In Ukraine, we are dealing with an ally that fought alongside us in Iraq and Afghanistan, and a nation now threatened with conquest by a much stronger neighbor against which it cannot defend itself.
In Europe, we are dealing with a continent that for more than half a century has relied on the United States to guarantee peace, security and freedom. We have kept that promise through NATO, the alliance that war in Eastern Europe threatens seriously to undermine.
And in the United States, we are dealing with a nation weary of war after more than a decade spent in Iraq and Afghanistan, and a public wary of more armed intervention abroad.
We need a national debate on what our policy is going to be. And then we need to engage our friends in Europe on what our policy is going to be.
As retired former NATO Commander Gen. Wesley Clark and his colleague Dr. Phillip Karber, a former Defense Department official, detail in their recent report from Ukraine, the Obama Pentagon has adopted a position of not helping that country with any offensive weapons. Offensive weapons including, for example, Kevlar vests, night vision equipment and aviation fuel.

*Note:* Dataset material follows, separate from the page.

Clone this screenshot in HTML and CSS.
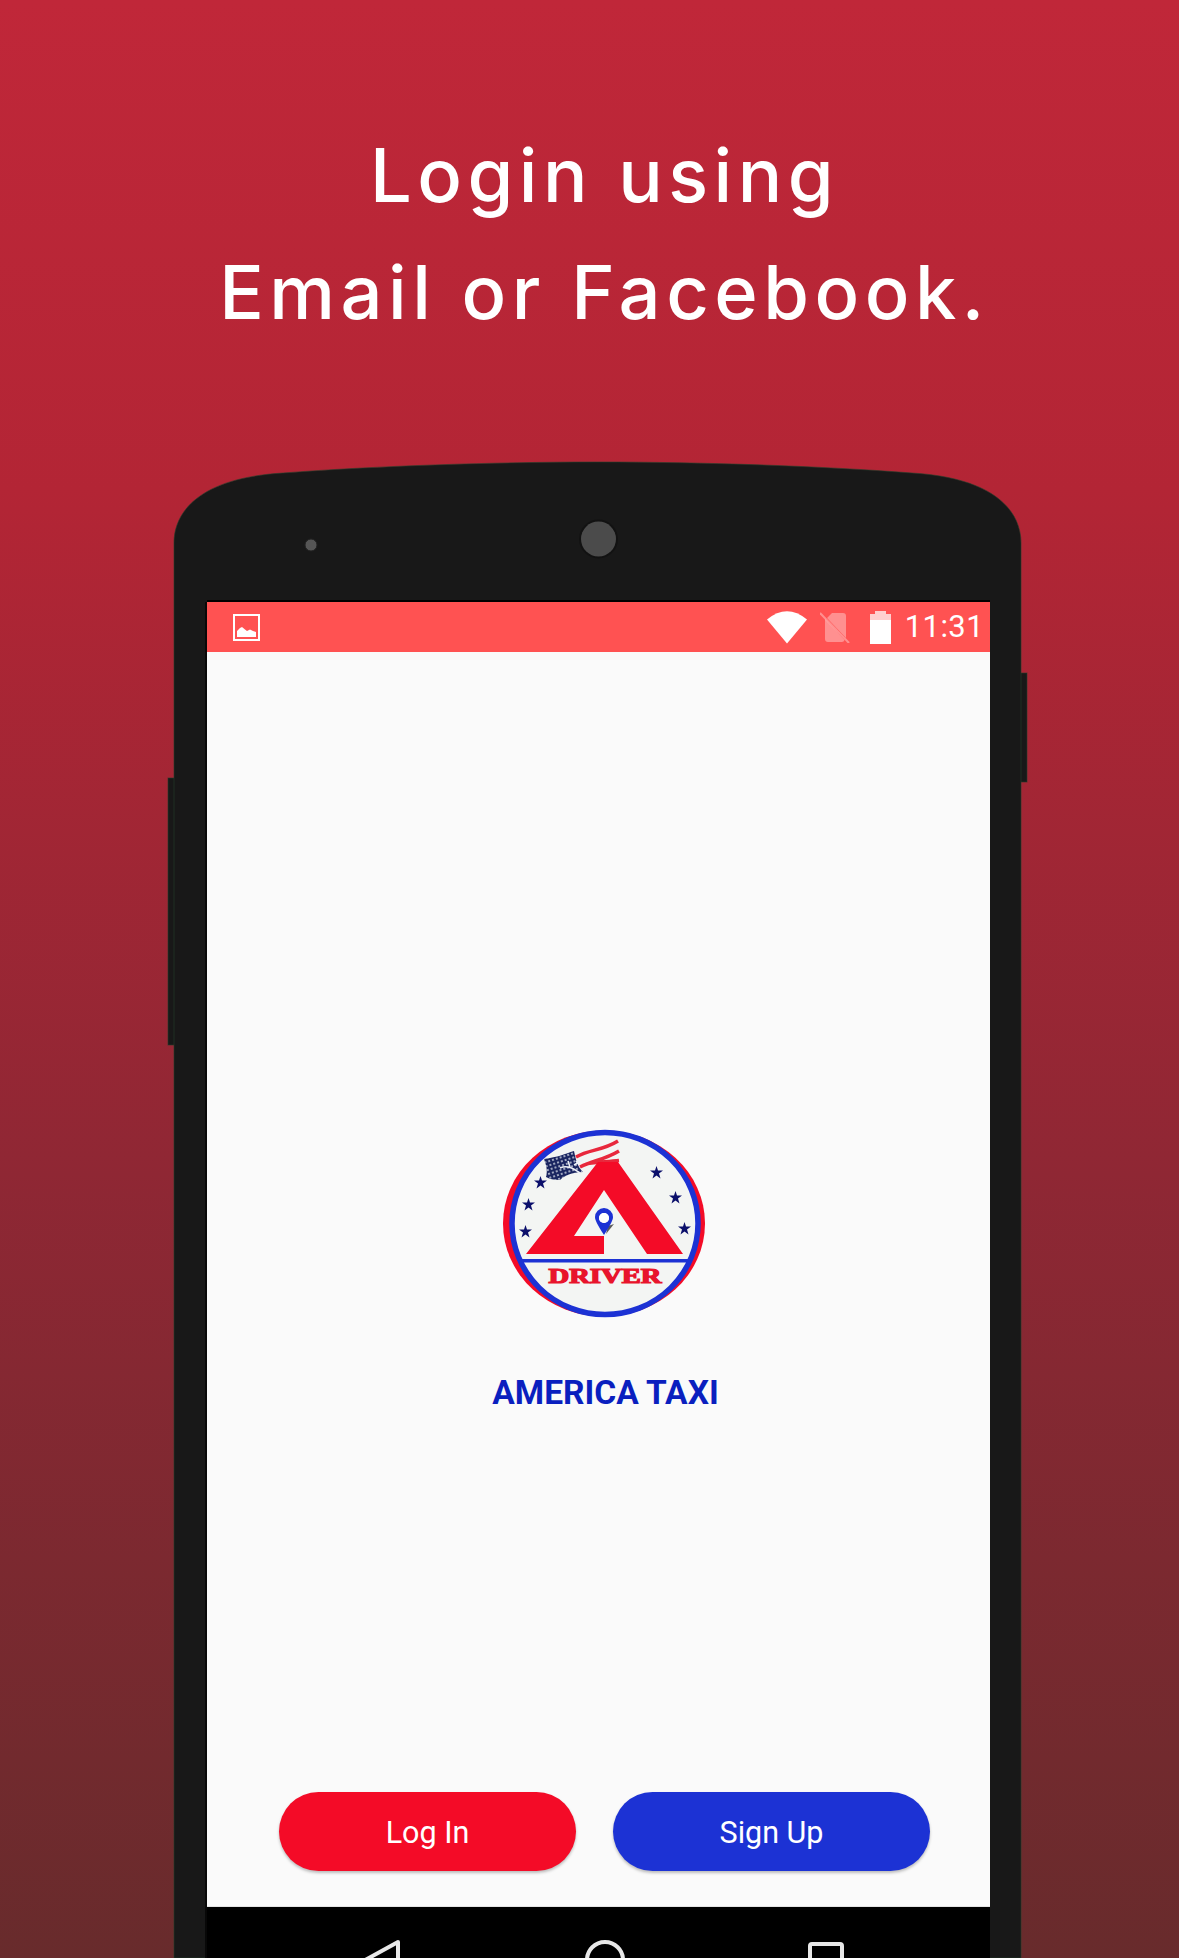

So while the United States has sent thousands of meals ready to eat (Army rations) to a country that is an agricultural exporter, the administration has refused to send even nonlethal equipment that would help Ukraine defend itself and possibly avert war.
Instead of sending military supplies to Ukraine, we hear talk of more sanctions. And yet, as I discuss in my podcast this week, I suspect it will be apparent very quickly that sanctions against Russian President Vladimir Putin are going to be irrelevant. He is a very tough man. He heads a very big country with immense natural resources. He can cause pain fully as much as his neighbors can cause him pain. He can block American shipments to Afghanistan from coming through Russia by the northern route. He can cut off natural gas flow to Western Europe. He has a veto at the U.N. Security Council, and can obstruct further sanctions against Iran.
This is a very difficult situation, and we are now in two enormous dangers. First, of the Obama administration doing too little, in which case the world will become less safe as we show weakness to our allies and the Russians seek to reconstitute the Soviet empire. And second, of doing things too clumsily, in which case, as one-hundred years ago, a bad combination of miscalculations, delusions, laws and alliances could land us in a war no one intends.